Aim. Do not copy the pictures; transcribe all other material exactly.

-*-*-

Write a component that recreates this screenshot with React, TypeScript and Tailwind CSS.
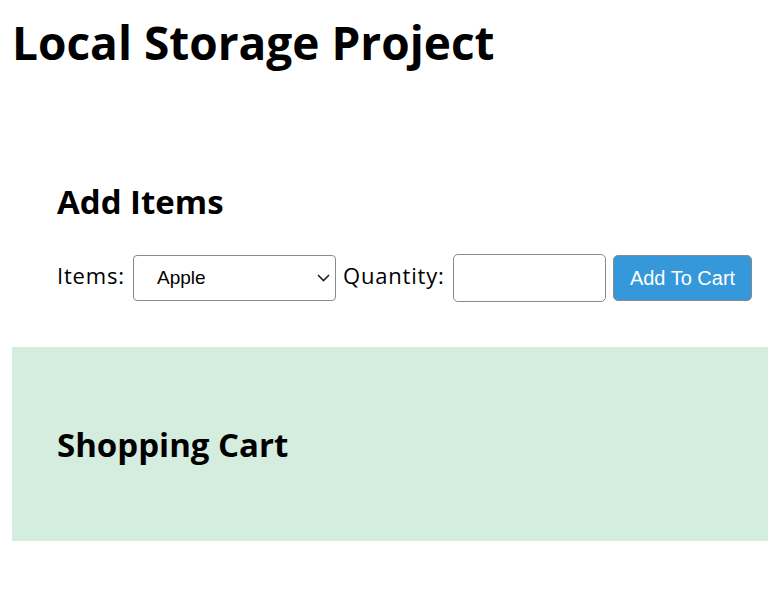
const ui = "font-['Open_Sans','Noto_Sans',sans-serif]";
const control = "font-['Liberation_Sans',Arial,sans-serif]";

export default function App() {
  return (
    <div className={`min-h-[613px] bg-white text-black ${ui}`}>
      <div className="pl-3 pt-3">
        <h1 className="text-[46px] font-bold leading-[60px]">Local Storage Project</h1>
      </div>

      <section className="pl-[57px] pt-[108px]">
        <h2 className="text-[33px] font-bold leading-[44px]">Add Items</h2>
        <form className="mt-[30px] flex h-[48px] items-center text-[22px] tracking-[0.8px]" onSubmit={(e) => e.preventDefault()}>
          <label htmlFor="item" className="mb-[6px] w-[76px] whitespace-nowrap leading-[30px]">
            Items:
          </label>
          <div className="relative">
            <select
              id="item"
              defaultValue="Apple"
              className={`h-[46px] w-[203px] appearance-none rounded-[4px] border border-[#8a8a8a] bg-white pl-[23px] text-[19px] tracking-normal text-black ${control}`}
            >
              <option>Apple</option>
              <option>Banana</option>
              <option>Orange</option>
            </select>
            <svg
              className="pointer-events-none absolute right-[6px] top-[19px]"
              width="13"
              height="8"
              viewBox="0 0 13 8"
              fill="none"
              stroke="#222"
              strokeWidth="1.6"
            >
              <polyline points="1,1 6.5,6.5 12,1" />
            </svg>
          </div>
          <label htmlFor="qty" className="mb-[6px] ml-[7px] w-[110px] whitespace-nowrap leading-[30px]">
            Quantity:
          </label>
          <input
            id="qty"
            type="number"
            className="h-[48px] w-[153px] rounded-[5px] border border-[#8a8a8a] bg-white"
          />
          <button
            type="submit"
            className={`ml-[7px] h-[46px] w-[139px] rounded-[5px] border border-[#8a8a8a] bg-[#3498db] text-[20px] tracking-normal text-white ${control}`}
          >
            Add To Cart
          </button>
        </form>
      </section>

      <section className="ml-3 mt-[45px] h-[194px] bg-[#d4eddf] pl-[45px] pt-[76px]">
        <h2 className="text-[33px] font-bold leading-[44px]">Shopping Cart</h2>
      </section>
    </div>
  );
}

-*-*-

Exercise answer.
Write a component that recreates this screenshot with React, TypeScript and Tailwind CSS.
const ui = "font-['Open_Sans','Noto_Sans',sans-serif]";
const control = "font-['Liberation_Sans',Arial,sans-serif]";

export default function App() {
  return (
    <div className={`min-h-[613px] bg-white text-black ${ui}`}>
      <div className="pl-3 pt-3">
        <h1 className="text-[46px] font-bold leading-[60px]">Local Storage Project</h1>
      </div>

      <section className="pl-[57px] pt-[108px]">
        <h2 className="text-[33px] font-bold leading-[44px]">Add Items</h2>
        <form className="mt-[30px] flex h-[48px] items-center text-[22px] tracking-[0.8px]" onSubmit={(e) => e.preventDefault()}>
          <label htmlFor="item" className="mb-[6px] w-[76px] whitespace-nowrap leading-[30px]">
            Items:
          </label>
          <div className="relative">
            <select
              id="item"
              defaultValue="Apple"
              className={`h-[46px] w-[203px] appearance-none rounded-[4px] border border-[#8a8a8a] bg-white pl-[23px] text-[19px] tracking-normal text-black ${control}`}
            >
              <option>Apple</option>
              <option>Banana</option>
              <option>Orange</option>
            </select>
            <svg
              className="pointer-events-none absolute right-[6px] top-[19px]"
              width="13"
              height="8"
              viewBox="0 0 13 8"
              fill="none"
              stroke="#222"
              strokeWidth="1.6"
            >
              <polyline points="1,1 6.5,6.5 12,1" />
            </svg>
          </div>
          <label htmlFor="qty" className="mb-[6px] ml-[7px] w-[110px] whitespace-nowrap leading-[30px]">
            Quantity:
          </label>
          <input
            id="qty"
            type="number"
            className="h-[48px] w-[153px] rounded-[5px] border border-[#8a8a8a] bg-white"
          />
          <button
            type="submit"
            className={`ml-[7px] h-[46px] w-[139px] rounded-[5px] border border-[#8a8a8a] bg-[#3498db] text-[20px] tracking-normal text-white ${control}`}
          >
            Add To Cart
          </button>
        </form>
      </section>

      <section className="ml-3 mt-[45px] h-[194px] bg-[#d4eddf] pl-[45px] pt-[76px]">
        <h2 className="text-[33px] font-bold leading-[44px]">Shopping Cart</h2>
      </section>
    </div>
  );
}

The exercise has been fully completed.